Companies across the UK are bracing themselves for a shake-up to the way they raise cash on the corporate finance market as the Bank of England prepares to start buying private sector debt.
Threadneedle Street will buy around £10bn of top-quality corporate bonds as part of its mission to help the UK avoid a recession in the wake of the EU referendum in a similar operation to the kind being undertaken by the European Central Bank (ECB).
Mark Carney said snapping up the corporate bonds could provide a bigger stimulus than the £60bn extension to its government debt-buying programme which was also announced last week.
"Fantastically cheap money"
For companies hoping to raise cash, it is already being seen as good news, with borrowing costs tumbling and a flurry of new funding rounds being announced.
Ioannis Angelakis, a credit derivatives strategist for Bank of America Merrill Lynch said: "There can be little doubt that the corporate bond buying programme from the Bank of England will be bullish".
In recent weeks, Vodafone has raised more than £1bn in two separate deals for 33-year and 40-year debt. BMW snapped up £600m at an interest rate of 0.875 per cent, while BP came roaring back to the sterling-denominated bond markets for the first time seen the Deepwater Horizon spill in a £650m, seven year-deal priced at 1.18 per cent.
"This is fantastically cheap money," David Reitman, a partner in KPMG's corporate finance team told City A.M.
"UK corporates who might have been looking to issue in euros … are now rethinking. You've had a reduction in the benchmark rate and a tightening of credit spreads making it cheaper to issue directly in sterling."
"The purpose of the corporate bond purchase scheme is to lower yields on corporate bonds and thus financing costs," said Mitch Reznick, co-head of credit at Hermes Investment Management. By driving down yields at the top end of the market, the scheme is also designed to push investors hungry for returns to lend to more speculative and riskier companies.
This too, appears to be happening. "The scheme has already made some difference," said Capital Economics. "Corporate bond yields fell sharply following the announcement. Corporate bond spreads … narrowed too".
So-called "spreads" are the difference in borrowing costs between two different kinds of bonds. For instance, it could be the difference between the Bank of England base rate and investment-grade borrowing, or it could be between companies with different credit ratings. If spreads are coming down, it means riskier companies are also benefiting from cheaper borrowing costs.
Hermes' Reznick added: "Yesterday we saw the launch of a new deal from a rare sterling issuer: Places for People, which is a private, investment-grade company. I think it is pretty safe to say that we were would not have seen this bond issued this summer were it not for the corporate bond purchase scheme. To that end, the Bank of England is getting what it wants."
So far, so good – for firms, at least.
However, even overlooking the problems low yields raise for pension schemes and investors, the scheme might also warrant a closer look in terms of its impact on those companies who don't qualify for the Bank's programme.
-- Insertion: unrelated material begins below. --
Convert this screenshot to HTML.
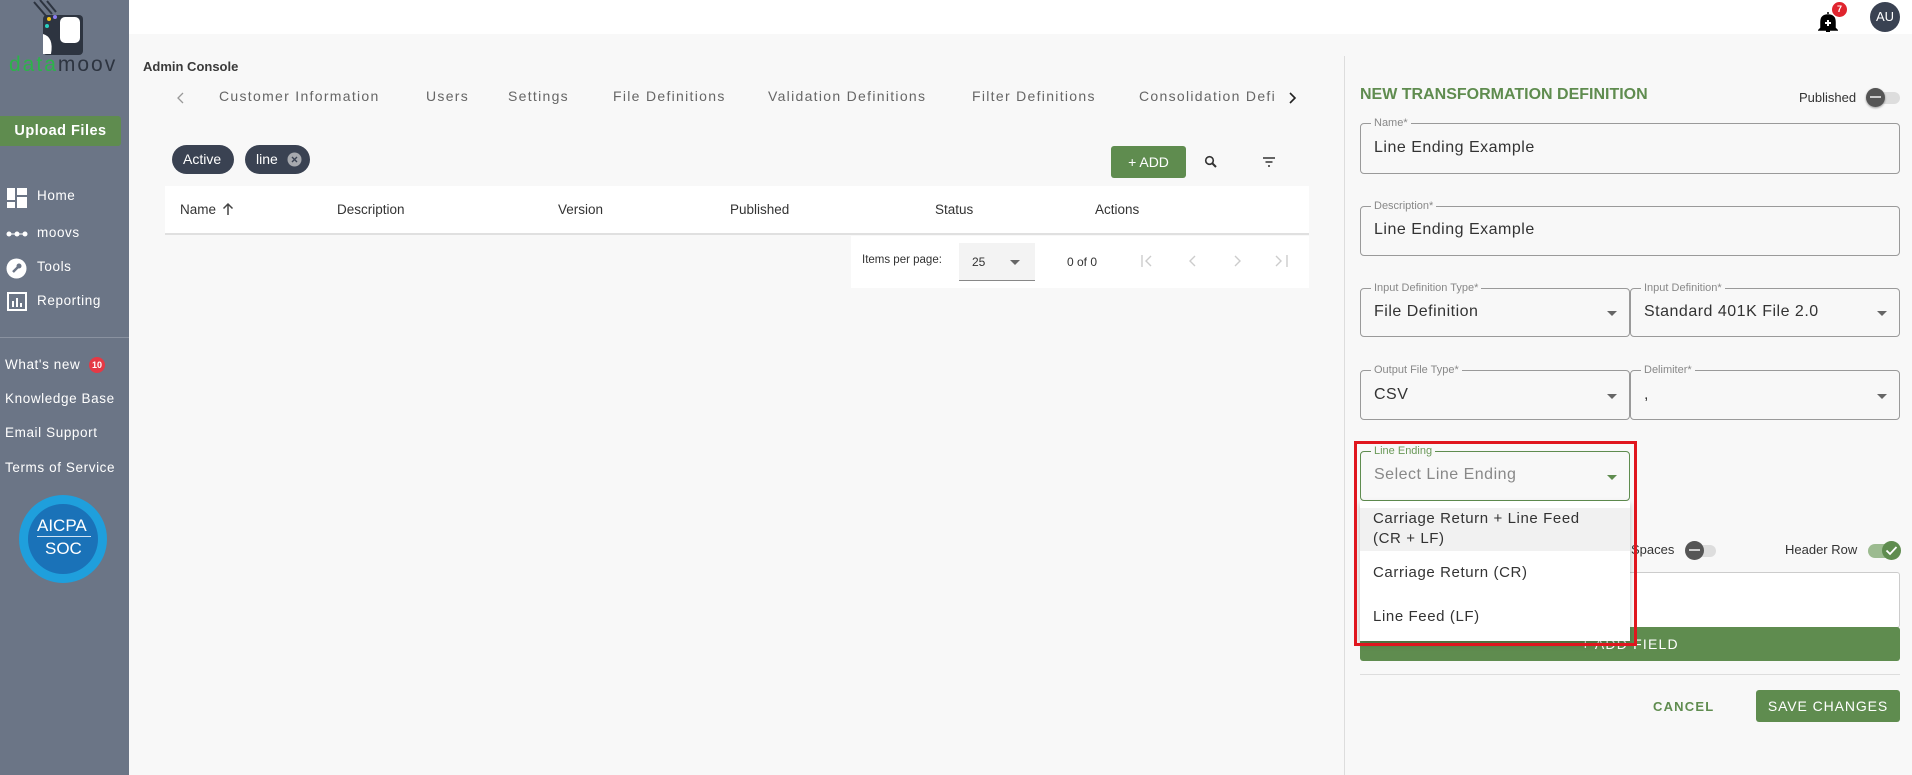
<!DOCTYPE html>
<html><head><meta charset="utf-8"><style>
*{box-sizing:border-box;margin:0;padding:0}
body{width:1912px;height:775px;overflow:hidden;font-family:"Liberation Sans",sans-serif;background:#f8f8f8;position:relative;color:#333}
.a{position:absolute;white-space:nowrap}
#side{left:0;top:0;width:129px;height:775px;background:#6b7586}
#top{left:129px;top:0;width:1783px;height:34px;background:#fff}
.nav{color:#fff;font-size:13.5px;letter-spacing:.6px}
.tab{top:88px;font-size:14px;color:#666;letter-spacing:1.3px}
.chip{height:29px;top:145px;border-radius:15px;background:#3a4252;color:#fff;font-size:14px;line-height:29px;padding:0 11px}
.th{font-size:13.5px;color:#333}
.fld{border:1px solid #9a9a9a;border-radius:4px;background:#f8f8f8}
.lbl{font-size:11px;color:#888;background:#f8f8f8;padding:0 3px;top:-7px;left:10px;position:absolute}
.val{position:absolute;left:13px;font-size:16px;color:#333;letter-spacing:.5px}
.arr{position:absolute;right:12px;width:0;height:0;border-left:5px solid transparent;border-right:5px solid transparent;border-top:5px solid #666}
.mi{position:absolute;left:13px;font-size:15px;color:#333;letter-spacing:.6px}
</style></head><body>
<div class="a" id="side"></div>
<div class="a" id="top"></div>
<!-- logo -->
<svg class="a" style="left:30px;top:0" width="60" height="56"><g stroke="#2d3440" stroke-width="2"><line x1="4" y1="2" x2="16" y2="16"/><line x1="10" y1="0" x2="22" y2="14"/><line x1="17" y1="1" x2="26" y2="12"/></g><rect x="13" y="15" width="40" height="40" rx="4" fill="#2d3440"/><rect x="30" y="17" width="20" height="26" rx="5" fill="#fff"/><path d="M13 34 Q24 37 21 54 L13 54Z" fill="#fff"/><circle cx="19" cy="19" r="2" fill="#f5c518"/><circle cx="25" cy="17" r="2" fill="#8a7cf0"/><circle cx="17" cy="26" r="2" fill="#2ad0c0"/></svg>
<div class="a" style="left:9px;top:53px;font-size:21px;letter-spacing:2px"><span style="color:#2cb34a">data</span><span style="color:#2d3440">moov</span></div>
<div class="a" style="left:0;top:116px;width:121px;height:30px;background:#5f8c4f;color:#fff;font-weight:bold;font-size:14.5px;line-height:30px;text-align:center;border-radius:0 3px 3px 0;letter-spacing:.5px">Upload Files</div>
<svg class="a" style="left:7px;top:188px" width="20" height="20"><rect x="0" y="0" width="8" height="12" fill="#fff"/><rect x="10" y="0" width="10" height="7" fill="#fff"/><rect x="10" y="9" width="10" height="11" fill="#fff"/><rect x="0" y="14" width="8" height="6" fill="#fff"/></svg>
<div class="a nav" style="left:37px;top:188px">Home</div>
<svg class="a" style="left:6px;top:230px" width="22" height="8"><circle cx="3" cy="4" r="2.5" fill="#fff"/><circle cx="11" cy="4" r="2.5" fill="#fff"/><circle cx="19" cy="4" r="2.5" fill="#fff"/><line x1="3" y1="4" x2="19" y2="4" stroke="#fff"/></svg>
<div class="a nav" style="left:37px;top:225px">moovs</div>
<svg class="a" style="left:6px;top:258px" width="21" height="21"><circle cx="10.5" cy="10.5" r="10" fill="#fff"/><path d="M7 14 L12 9" stroke="#6b7586" stroke-width="2.5"/><circle cx="13" cy="8" r="2.5" fill="#6b7586"/></svg>
<div class="a nav" style="left:37px;top:259px">Tools</div>
<svg class="a" style="left:7px;top:292px" width="20" height="19"><rect x="1" y="1" width="18" height="17" fill="none" stroke="#fff" stroke-width="2"/><rect x="5" y="9" width="2" height="6" fill="#fff"/><rect x="9" y="6" width="2" height="9" fill="#fff"/><rect x="13" y="11" width="2" height="4" fill="#fff"/></svg>
<div class="a nav" style="left:37px;top:293px">Reporting</div>
<div class="a" style="left:0;top:337px;width:129px;height:1px;background:#8a92a0"></div>
<div class="a nav" style="left:5px;top:357px">What's new</div>
<div class="a" style="left:89px;top:357px;width:16px;height:16px;border-radius:8px;background:#e53945;color:#fff;font-size:9px;font-weight:bold;line-height:16px;text-align:center">10</div>
<div class="a nav" style="left:5px;top:391px">Knowledge Base</div>
<div class="a nav" style="left:5px;top:425px">Email Support</div>
<div class="a nav" style="left:5px;top:460px">Terms of Service</div>
<div class="a" style="left:19px;top:495px;width:88px;height:88px;border-radius:50%;background:#1f9fdc"></div>
<div class="a" style="left:28px;top:504px;width:70px;height:70px;border-radius:50%;background:#1a72b8"></div>
<div class="a" style="left:37px;top:516px;color:#fff;font-size:17px">AICPA</div>
<div class="a" style="left:37px;top:536px;width:54px;height:1px;background:#cfe4f5"></div>
<div class="a" style="left:45px;top:539px;color:#fff;font-size:17px">SOC</div>

<!-- top right -->
<svg class="a" style="left:1818px;top:11px" width="20" height="22"><path d="M10 1 L10 3 M3 17 L3 11 Q3 4 10 4 Q17 4 17 11 L17 17 L19 19 L1 19 Z" fill="#000" stroke="#000" stroke-width="1.5"/><path d="M10 9v6M7 12h6" stroke="#fff" stroke-width="2"/><rect x="8" y="19" width="4" height="2" fill="#000"/></svg>
<div class="a" style="left:1832px;top:2px;width:15px;height:15px;border-radius:8px;background:#e0242e;color:#fff;font-size:9px;font-weight:bold;text-align:center;line-height:15px">7</div>
<div class="a" style="left:1870px;top:2px;width:30px;height:30px;border-radius:15px;background:#3a4252;color:#fff;font-size:13px;line-height:30px;text-align:center">AU</div>

<!-- main -->
<div class="a" style="left:143px;top:59px;font-size:13px;font-weight:bold;color:#3a3a3a">Admin Console</div>
<svg class="a" style="left:176px;top:91px" width="10" height="14"><path d="M7 2 L2 7 L7 12" fill="none" stroke="#999" stroke-width="1.3"/></svg>
<div class="a tab" style="left:219px">Customer Information</div>
<div class="a tab" style="left:426px">Users</div>
<div class="a tab" style="left:508px">Settings</div>
<div class="a tab" style="left:613px">File Definitions</div>
<div class="a tab" style="left:768px">Validation Definitions</div>
<div class="a tab" style="left:972px">Filter Definitions</div>
<div class="a tab" style="left:1139px">Consolidation Defi</div>
<svg class="a" style="left:1287px;top:91px" width="10" height="14"><path d="M3 2 L8 7 L3 12" fill="none" stroke="#222" stroke-width="1.6"/></svg>
<div class="a chip" style="left:172px;width:62px">Active</div>
<div class="a chip" style="left:245px;width:65px">line</div>
<svg class="a" style="left:287px;top:152px" width="15" height="15"><circle cx="7.5" cy="7.5" r="7" fill="#a7a9ae"/><path d="M5 5l5 5M10 5l-5 5" stroke="#3a4252" stroke-width="1.4"/></svg>
<div class="a" style="left:1111px;top:146px;width:75px;height:32px;background:#5f8c4f;border-radius:3px;color:#fff;font-size:14px;line-height:32px;text-align:center">+ ADD</div>
<svg class="a" style="left:1204px;top:155px" width="14" height="14"><circle cx="5.5" cy="5.5" r="3.8" fill="none" stroke="#333" stroke-width="1.6"/><path d="M8 8l4 4" stroke="#333" stroke-width="2"/></svg>
<svg class="a" style="left:1262px;top:156px" width="14" height="12"><path d="M1 2h12M3.5 6h7M6 10h2" stroke="#333" stroke-width="1.6"/></svg>
<div class="a" style="left:165px;top:186px;width:1144px;height:49px;background:#fff;border-bottom:2px solid #e0e0e0"></div>
<div class="a th" style="left:180px;top:202px">Name</div>
<svg class="a" style="left:222px;top:202px" width="12" height="14"><path d="M6 13V2M1.5 6.5L6 2l4.5 4.5" fill="none" stroke="#444" stroke-width="1.5"/></svg>
<div class="a th" style="left:337px;top:202px">Description</div>
<div class="a th" style="left:558px;top:202px">Version</div>
<div class="a th" style="left:730px;top:202px">Published</div>
<div class="a th" style="left:935px;top:202px">Status</div>
<div class="a th" style="left:1095px;top:202px">Actions</div>
<div class="a" style="left:851px;top:236px;width:458px;height:52px;background:#fff"></div>
<div class="a" style="left:862px;top:254px;font-size:11.5px;color:#333">Items per page:</div>
<div class="a" style="left:959px;top:243px;width:76px;height:38px;background:#f3f3f3;border-bottom:1px solid #888"></div>
<div class="a" style="left:972px;top:255px;font-size:12px;color:#333">25</div>
<div class="a arr" style="left:1010px;top:260px;border-top-color:#666"></div>
<div class="a" style="left:1067px;top:255px;font-size:12px;color:#333">0 of 0</div>
<svg class="a" style="left:1140px;top:254px" width="150" height="14" fill="none" stroke="#ccc" stroke-width="1.4"><path d="M2 1v12M11 2L6 7l5 5"/><path d="M55 2L50 7l5 5"/><path d="M95 2l5 5-5 5"/><path d="M136 2l5 5-5 5M147 1v12"/></svg>
<div class="a" style="left:1344px;top:56px;width:1px;height:719px;background:#ddd"></div>

<!-- right panel -->
<div class="a" style="left:1360px;top:86px;font-size:16px;font-weight:bold;color:#5f8c4f">NEW TRANSFORMATION DEFINITION</div>
<div class="a" style="left:1799px;top:90px;font-size:13px;color:#333">Published</div>
<div class="a" style="left:1868px;top:92px;width:32px;height:12px;border-radius:6px;background:#ddd"></div>
<div class="a" style="left:1866px;top:88px;width:19px;height:19px;border-radius:10px;background:#555;box-shadow:0 1px 2px rgba(0,0,0,.4)"></div>
<div class="a" style="left:1870px;top:96px;width:11px;height:2px;background:#ccc"></div>

<div class="a fld" style="left:1360px;top:123px;width:540px;height:51px"><span class="lbl">Name*</span><span class="val" style="top:15px">Line Ending Example</span></div>
<div class="a fld" style="left:1360px;top:206px;width:540px;height:50px"><span class="lbl">Description*</span><span class="val" style="top:14px">Line Ending Example</span></div>
<div class="a fld" style="left:1360px;top:288px;width:270px;height:49px"><span class="lbl">Input Definition Type*</span><span class="val" style="top:14px">File Definition</span><span class="arr" style="top:22px"></span></div>
<div class="a fld" style="left:1630px;top:288px;width:270px;height:49px"><span class="lbl">Input Definition*</span><span class="val" style="top:14px">Standard 401K File 2.0</span><span class="arr" style="top:22px"></span></div>
<div class="a fld" style="left:1360px;top:370px;width:270px;height:50px"><span class="lbl">Output File Type*</span><span class="val" style="top:15px">CSV</span><span class="arr" style="top:23px"></span></div>
<div class="a fld" style="left:1630px;top:370px;width:270px;height:50px"><span class="lbl">Delimiter*</span><span class="val" style="top:15px">,</span><span class="arr" style="top:23px"></span></div>

<div class="a" style="left:1631px;top:542px;font-size:13px;color:#333">Spaces</div>
<div class="a" style="left:1690px;top:545px;width:26px;height:12px;border-radius:6px;background:#ddd"></div>
<div class="a" style="left:1685px;top:541px;width:19px;height:19px;border-radius:10px;background:#555"></div>
<div class="a" style="left:1689px;top:549px;width:11px;height:2px;background:#ccc"></div>
<div class="a" style="left:1785px;top:542px;font-size:13px;color:#333">Header Row</div>
<div class="a" style="left:1868px;top:544px;width:30px;height:14px;border-radius:7px;background:#9cbb90"></div>
<div class="a" style="left:1882px;top:541px;width:19px;height:19px;border-radius:10px;background:#5f8c4f"></div>
<svg class="a" style="left:1885px;top:545px" width="13" height="11"><path d="M1.5 5.5l3.5 3.5 6.5-7" fill="none" stroke="#fff" stroke-width="1.8"/></svg>
<div class="a" style="left:1360px;top:572px;width:540px;height:56px;background:#fff;border:1px solid #ccc;border-radius:3px"></div>
<div class="a" style="left:1360px;top:627px;width:540px;height:34px;background:#5f8c4f;border-radius:3px;color:#fff;font-size:14px;line-height:34px;text-align:center;letter-spacing:1.2px">+ ADD FIELD</div>
<div class="a" style="left:1360px;top:674px;width:540px;height:1px;background:#ddd"></div>
<div class="a" style="left:1653px;top:699px;font-size:13px;font-weight:bold;color:#5f8c4f;letter-spacing:1.2px">CANCEL</div>
<div class="a" style="left:1756px;top:690px;width:144px;height:32px;background:#5f8c4f;border-radius:3px;color:#fff;font-size:14px;line-height:32px;text-align:center;letter-spacing:.9px">SAVE CHANGES</div>

<!-- line ending dropdown -->
<div class="a fld" style="left:1360px;top:451px;width:270px;height:50px;border-color:#5f8c4f"><span class="lbl" style="color:#6b9a5a">Line Ending</span><span class="val" style="top:14px;color:#888">Select Line Ending</span><span class="arr" style="top:23px;border-top-color:#5f8c4f"></span></div>
<div class="a" style="left:1360px;top:501px;width:270px;height:140px;background:#fff;box-shadow:0 3px 6px rgba(0,0,0,.25)">
 <div style="position:absolute;left:0;top:7px;width:270px;height:43px;background:#f1f1f1"></div>
 <span class="mi" style="top:9px">Carriage Return + Line Feed</span>
 <span class="mi" style="top:29px">(CR + LF)</span>
 <span class="mi" style="top:63px">Carriage Return (CR)</span>
 <span class="mi" style="top:107px">Line Feed (LF)</span>
</div>
<div class="a" style="left:1354px;top:441px;width:283px;height:205px;border:3px solid #e0161e"></div>
</body></html>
"You've got a disconnect between what's going on in the high yield market and this frenzy in the investment grade market," said KPMG's Reitman.
The ratings agency Standard and Poor's (S&P) suggested that despite the bond-buying by both the Bank of England and ECB, the corporate debt markets will get more choppy over the rest of the year.
Analysts also pointed out as investors start to be pushed into companies and funds they haven't before invested in, they will pay much more scrutiny to the kinds of businesses they are buying debt from, performing rigorous fundamental analysis.
"People will be quite credit specific when you move into non-investment grade, which means for the better high-yield issues where the credit fundamentals stack up, it's good. For others, however, you could imagine in some cases it [money] will either not be available or they are going to have to pay up," added Reitman.
Hermes' Reznick agreed, saying the "halo effect" of cheaper credit would be "name-dependent".
"For example, higher-quality issuers like Virgin Media and Travis Perkins are above pre-Brexit-vote levels, however more stressed names like Matalan are still much lower."
Cash or confidence?
There is also the issue of whether the programme will have the wider impact of supporting the UK economy. The Bank of England's programme is smaller than the ECB's, both in proportional and absolute terms, and even then, as Capital Economics point out, "there is little evidence that firms are credit-constrained … so reducing borrowing costs may not make a very large difference".
"A far bigger problem is likely to be a lack of willingness to invest on the part of firms due to the uncertainty and weaker near-term growth outlook generated by the vote to leave the EU."
At best, Capital Economics predict the programme would mean the hit to business investment over the next 18 months will "not [be] quite as severe as it would otherwise have been."